In the wild and tangled web of sound that makes up contemporary experimental music, it can be hard to see up from down. Beyond all their obvious tasks, record labels double as a crucial lens. Ears to the ground, they build context and understanding for the disparate elements of this sonic world. Among the most notable of these, looking beyond the well trodden path, is Hands In The Dark.
Over the last decade, they’ve become an unmissable force, bringing visionary and unexpected projects into focus, making their love affairs our own. Now they return with an absolutely mind-blowing wonder of textural drone, Robot Brujo, a double LP by the Belgian ensemble Razen. Beautiful and challenging from start to finish, it’s absolutely not to be missed.

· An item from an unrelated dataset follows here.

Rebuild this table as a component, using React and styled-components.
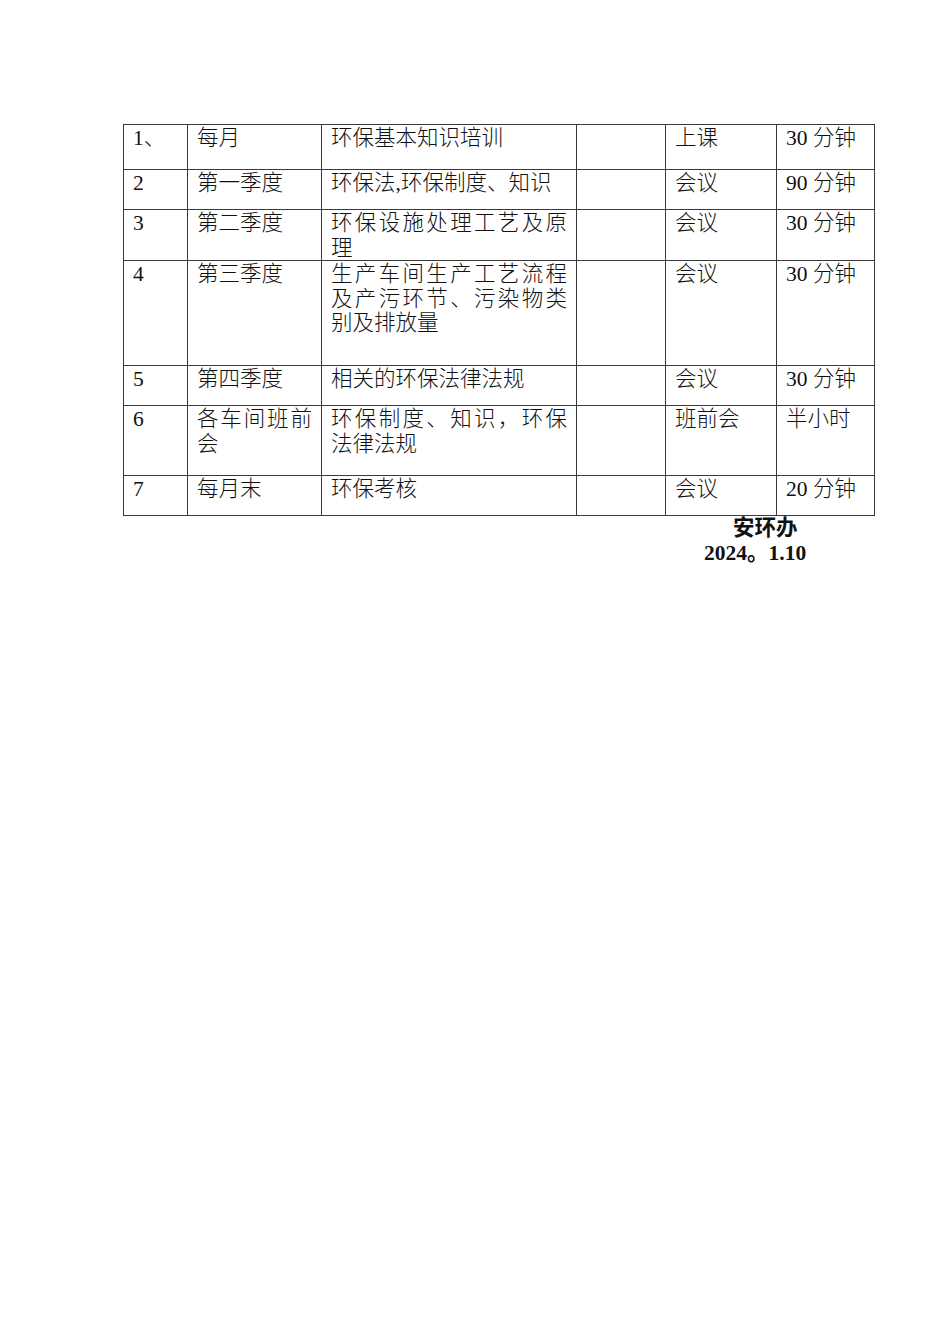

Razen is a project that pays loyalty to none, forging a singular path that rethinks the idiom minimalism, pushing toward a higher plane. Founded in 2010 as duo of Brecht Ameel and Kim Delcour, growing and contracting as an ensemble over the years, the project deploys improvisation and the unique timbral and drone characteristics of string and wind instruments to sculpt landscapes of intuitive long tones that forge the gap between the trance-inducing primal roots of music and a forward-thinking vanguardism that seeks the intangible and unknown.
Robot Brujo, Razen’s tenth recorded outing in as many years, and their first with Hands In The Dark, is a tense body of artistry, springing from six discrete improvisations that stretch across four sides. While appearing vast and intricate in their materiality, each of the album’s works, titled only as an progression of numbers, was created through a carefully considered system of constraint, encountering its three musicians - Ameel, Delcour, and Pieter Lenaerts, weaving sprawling, almost mystical expanses of sonority from limited combinations of structure and tone.
Attempting to instigate the broadening of consciousness, each work is the culmination of tiny variations in timbre, timing, articulation, and vibration, gracefully joined as a tightly wound meditative expanse which bridges the realms of avant-garde electronics, and kind of elemental approaches to music, pushed through the lens of avant-gardism, explored by projects like Third Ear Band, Futuro Antico, Popol Vuh and Prima Materia.
A near perfect mirror for Hands In The Dark’s first encounter with the band at 2018’s Meakusma Festival, the moment we dropped the needle on Razen’s Robot Brujo we fell deeply in love. Defiantly one of the best records of contemporary experimentalism that we’ve heard this year. Absolutely stunning, challenging in unexpected ways, and overwhelming beautiful.
Tapping the primal root, while pushing toward the future, Hands in the Dark’s beautiful double vinyl edition Robot Brujo is limited to 500 copies.